Tuesday, December 27, 2011

Christmas in Cuba: Repression and Protests

Even on Christmas repression continues in Cuba

Ivonne Malleza and two other nonviolent activists transferred to maximum security prison.


Cuban communists ended Christmas in 1969 and was only returned to the Cuban people when Pope John Paul II negotiated for it in conversations surrounding his 1998 visit to Cuba. Despite the formal return of Christmas, repression still takes place over the holidays on the tropical island. State Security does not go on holiday.

On Christmas day 2011 three Ladies in White Leticia Ramos Herrería, age 42, Sayma Lamas, age 43, and Elizabeth Pacheco Lamas, age 20 were beaten up and detained by state security agents. State security agents punched and kicked the women and stopped them from attending Christmas Mass.

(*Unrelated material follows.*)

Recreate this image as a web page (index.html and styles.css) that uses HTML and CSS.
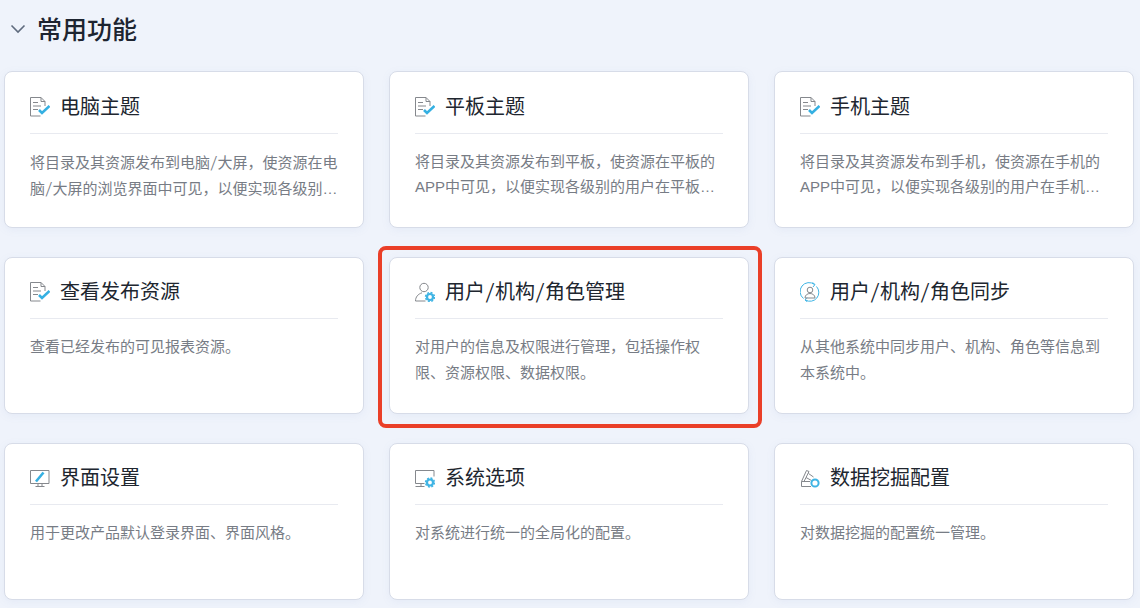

Cuban dissident Guillermo Fariñas was attacked and detained on his way to Mass on Christmas morning along with ten other dissidents by the political police who blocked their path with police cars and beat them up and detained them. Fariñas was released hours later at 7:30pm on Christmas day bruised and sore from the attack.

The visit of Pope Benedict XVI in the spring of 2012 presents opportunities for both the Church and the Cuban people to make important gains in both spiritual and material freedom. The visit of Pope John Paul II in 1998 saw the return of Christmas and during his visit a breath of freedom shook the island. Lists of political prisoners were presented to the Cuban government by the visiting Pontiff and several were released following his trip.

The news of the release of nearly 3,000 prisoners on December 23 as a humanitarian gesture ahead of the Pope's visit has so far meant the release of only 5 political prisoners. Although the lists are incomplete, the Cuban Commission of Human Rights and National Reconciliation says that there are at least 66 identified political prisoners. Others place the number at 150. Either way these are partial estimates. No one knows, outside of the dictatorship itself, the total number of political prisoners. In the first 11 months of 2011 there have been over 3,500 documented arrests for political reasons.


In Mayabeque on December 24 activists march demanding the freedom of three imprisoned nonviolent activists

Meanwhile, Cubans are growing increasingly frustrated with the injustices visited upon them and their loved ones and they are losing their fear and taking to the streets in protest despite harsh repression. Cuban women such as Sara Marta Fonseca have been brutally beaten and detained for denouncing the mistreatment of others. Three non-violent Cuban activists: Ivonne Malleza Galano, Isabel Hayde Alvarez Mosqueda, and Ignacio Martínez Montero, Ivonne's husband were all sent to maximum security prisons at the same time that the dictatorship has announced the parole of over 2900 prisoners. Ivonne and Isabel were sent to Manto Negro prison. Amnesty International had expressed concern over Ivonne Malleza because she had been detained and held incomunicado for ten days.


In the neighborhood of Párraga in Havana activists take to the streets in protest on December 23.

Ivonne Malleza was arrested at Fraternity Park in Havana on November 30. It was only on December 10 that she was allowed a phone call to inform family and friends of her whereabouts. She was held at the Alternative Center for Processing Detainees (Centro Alternativo de Procesamiento de Detenidos) along with her husband Ignacio Martínez Montejo, who was also arrested at the demonstration. Now she has been transferred to Manto Negro, a maximum security prison. Both Ivonne Malleza Galano and Isabel Hayde Alvarez Mosqueda are facing 5 years in prison.